- Born: October 26, 1958 Victoria, British Columbia, Canada
- Died: June 17, 2020 (aged 61) Vancouver, British Columbia, Canada
- Genres: Jazz
- Instruments: Piano, trombone

= Hugh Fraser (musician) =

Canadian jazz musician (1958–2020)

Hugh Alexander Fraser (October 26, 1958 – June 17, 2020) was a Canadian jazz musician known for his work as a pianist, trombonist and composer.

== Early life and education ==

Born in Victoria, British Columbia, Fraser studied with Dave Robbins in Vancouver, Slide Hampton in New York, and Kenny Wheeler in London. He also attended the Banff Centre for Arts and Creativity.

== Career ==
Fraser began teaching at the Banff Centre for Arts and Creativity in 1986 and was appointed head of the jazz program in 1991. He also held teaching appointments in jazz education at the Royal Academy of Music, the University of Ulster, University of Victoria, and the Victoria Conservatory of Music.

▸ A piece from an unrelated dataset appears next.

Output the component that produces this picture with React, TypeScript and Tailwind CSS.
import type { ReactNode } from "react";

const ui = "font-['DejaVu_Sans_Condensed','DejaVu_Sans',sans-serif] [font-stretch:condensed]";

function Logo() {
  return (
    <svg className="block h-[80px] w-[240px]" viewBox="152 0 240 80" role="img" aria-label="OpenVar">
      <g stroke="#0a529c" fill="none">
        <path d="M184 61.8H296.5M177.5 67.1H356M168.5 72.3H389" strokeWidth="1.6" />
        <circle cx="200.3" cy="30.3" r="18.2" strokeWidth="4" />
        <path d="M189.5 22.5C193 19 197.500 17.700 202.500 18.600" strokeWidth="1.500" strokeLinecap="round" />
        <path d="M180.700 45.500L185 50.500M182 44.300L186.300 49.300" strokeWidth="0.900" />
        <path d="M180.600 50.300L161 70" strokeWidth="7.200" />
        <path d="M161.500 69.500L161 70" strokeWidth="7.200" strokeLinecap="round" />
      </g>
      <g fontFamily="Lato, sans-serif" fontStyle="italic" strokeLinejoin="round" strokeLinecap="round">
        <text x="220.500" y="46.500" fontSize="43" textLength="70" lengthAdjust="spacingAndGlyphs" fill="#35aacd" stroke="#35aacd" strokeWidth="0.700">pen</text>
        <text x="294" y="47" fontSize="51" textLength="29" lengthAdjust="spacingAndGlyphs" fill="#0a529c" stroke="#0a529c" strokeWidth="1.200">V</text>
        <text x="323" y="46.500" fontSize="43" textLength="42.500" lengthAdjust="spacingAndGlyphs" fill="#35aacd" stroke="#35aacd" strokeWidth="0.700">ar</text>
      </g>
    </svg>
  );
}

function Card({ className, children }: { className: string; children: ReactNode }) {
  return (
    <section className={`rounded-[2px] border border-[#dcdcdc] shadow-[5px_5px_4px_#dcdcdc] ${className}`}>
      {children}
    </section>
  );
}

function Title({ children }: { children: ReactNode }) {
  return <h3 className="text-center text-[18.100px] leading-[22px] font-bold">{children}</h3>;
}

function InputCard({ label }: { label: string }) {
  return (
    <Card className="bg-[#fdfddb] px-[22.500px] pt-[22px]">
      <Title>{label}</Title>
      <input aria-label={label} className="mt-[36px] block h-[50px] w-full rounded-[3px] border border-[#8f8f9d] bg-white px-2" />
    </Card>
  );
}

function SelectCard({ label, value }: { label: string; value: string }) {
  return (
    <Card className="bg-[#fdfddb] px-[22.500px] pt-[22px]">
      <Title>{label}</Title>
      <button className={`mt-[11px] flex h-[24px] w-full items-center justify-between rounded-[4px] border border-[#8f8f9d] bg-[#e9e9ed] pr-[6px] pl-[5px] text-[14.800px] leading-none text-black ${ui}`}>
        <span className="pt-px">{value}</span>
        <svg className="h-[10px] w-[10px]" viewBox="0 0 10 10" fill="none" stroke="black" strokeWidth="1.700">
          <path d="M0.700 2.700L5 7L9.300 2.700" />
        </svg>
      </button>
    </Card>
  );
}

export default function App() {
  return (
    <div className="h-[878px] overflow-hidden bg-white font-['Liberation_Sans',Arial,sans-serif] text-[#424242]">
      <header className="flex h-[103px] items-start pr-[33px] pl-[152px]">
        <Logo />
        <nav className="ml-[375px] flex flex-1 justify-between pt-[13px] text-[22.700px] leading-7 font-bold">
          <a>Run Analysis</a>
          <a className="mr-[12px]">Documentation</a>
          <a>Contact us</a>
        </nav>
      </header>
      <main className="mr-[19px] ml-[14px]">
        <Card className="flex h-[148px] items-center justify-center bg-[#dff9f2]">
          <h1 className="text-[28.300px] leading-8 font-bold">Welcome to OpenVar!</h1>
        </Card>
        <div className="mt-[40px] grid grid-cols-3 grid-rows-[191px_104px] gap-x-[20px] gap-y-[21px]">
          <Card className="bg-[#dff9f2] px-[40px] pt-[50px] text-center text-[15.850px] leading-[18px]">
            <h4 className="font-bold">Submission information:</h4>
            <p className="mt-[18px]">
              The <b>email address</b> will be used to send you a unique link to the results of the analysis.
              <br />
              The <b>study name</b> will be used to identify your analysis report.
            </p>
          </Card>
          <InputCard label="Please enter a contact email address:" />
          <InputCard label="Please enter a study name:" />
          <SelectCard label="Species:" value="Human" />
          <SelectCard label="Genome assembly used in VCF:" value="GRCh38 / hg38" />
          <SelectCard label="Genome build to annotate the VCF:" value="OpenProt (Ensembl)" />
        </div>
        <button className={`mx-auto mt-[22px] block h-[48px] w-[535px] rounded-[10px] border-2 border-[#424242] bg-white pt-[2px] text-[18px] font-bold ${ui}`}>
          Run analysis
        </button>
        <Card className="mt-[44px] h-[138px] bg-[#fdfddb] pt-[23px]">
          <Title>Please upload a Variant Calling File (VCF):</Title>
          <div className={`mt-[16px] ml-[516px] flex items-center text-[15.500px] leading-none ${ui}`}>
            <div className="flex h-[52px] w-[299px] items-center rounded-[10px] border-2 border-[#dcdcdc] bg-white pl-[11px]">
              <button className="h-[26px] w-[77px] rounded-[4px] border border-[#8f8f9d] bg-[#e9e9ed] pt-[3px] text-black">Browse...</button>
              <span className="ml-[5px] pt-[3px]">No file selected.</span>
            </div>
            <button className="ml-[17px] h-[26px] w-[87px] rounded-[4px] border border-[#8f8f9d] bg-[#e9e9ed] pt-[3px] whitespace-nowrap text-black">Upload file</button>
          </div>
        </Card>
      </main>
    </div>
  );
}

Early in his career, Fraser formed the Vancouver Ensemble of Jazz Improvisation (VEJI), a big band that went on to win the open class at the Canadian Stage Band Festival in 1981. The Hugh Fraser Quintet, a hard-bop band which drew members from VEJI, toured widely and appeared frequently at Canadian and International jazz festivals. Fraser performed with Jaki Byard, Clark Terry, Dizzy Gillespie, Maynard Ferguson, Billy Eckstine, and many other well known jazz musicians.

== Personal life ==
In 2017, Fraser was diagnosed with cancer, but continued to perform. He died on 17 June 2020 in Vancouver, British Columbia at the age of 62.

==Awards==
- Looking Up - 1989 Juno Award for Best Jazz Album (winner)
- Pas de Problem - 1990 Juno Award for Best Jazz Album (nominated)
- In The Mean Time - 1998 Juno Award for Best Mainstream Jazz Album (winner)

==Discography==

Solo/The Hugh Fraser Quintet

- Looking Up (1987)
- Pas de Problemes (1988)
- The Sensorium Suite (1992)
- Trinity (1992)
- Sensorium Two (1993)
- Red and Blue (1995)
- In the Meantime (1997)
- Back to Back (1998)
- Stardust Suite (2000)
- A Night in Vancouver (2004)
- Hugh Fraser's Bonehenge (2005)
- Concerto (2012)

With VEJI

- VEJI (1980)
- Classic VEJI (1986)
- VEJI Now! (1990)
- V (1999)
- Big Works (2002)

==Compositions==

Fraser composed over 200 jazz works. Over 100 of his compositions have been recorded.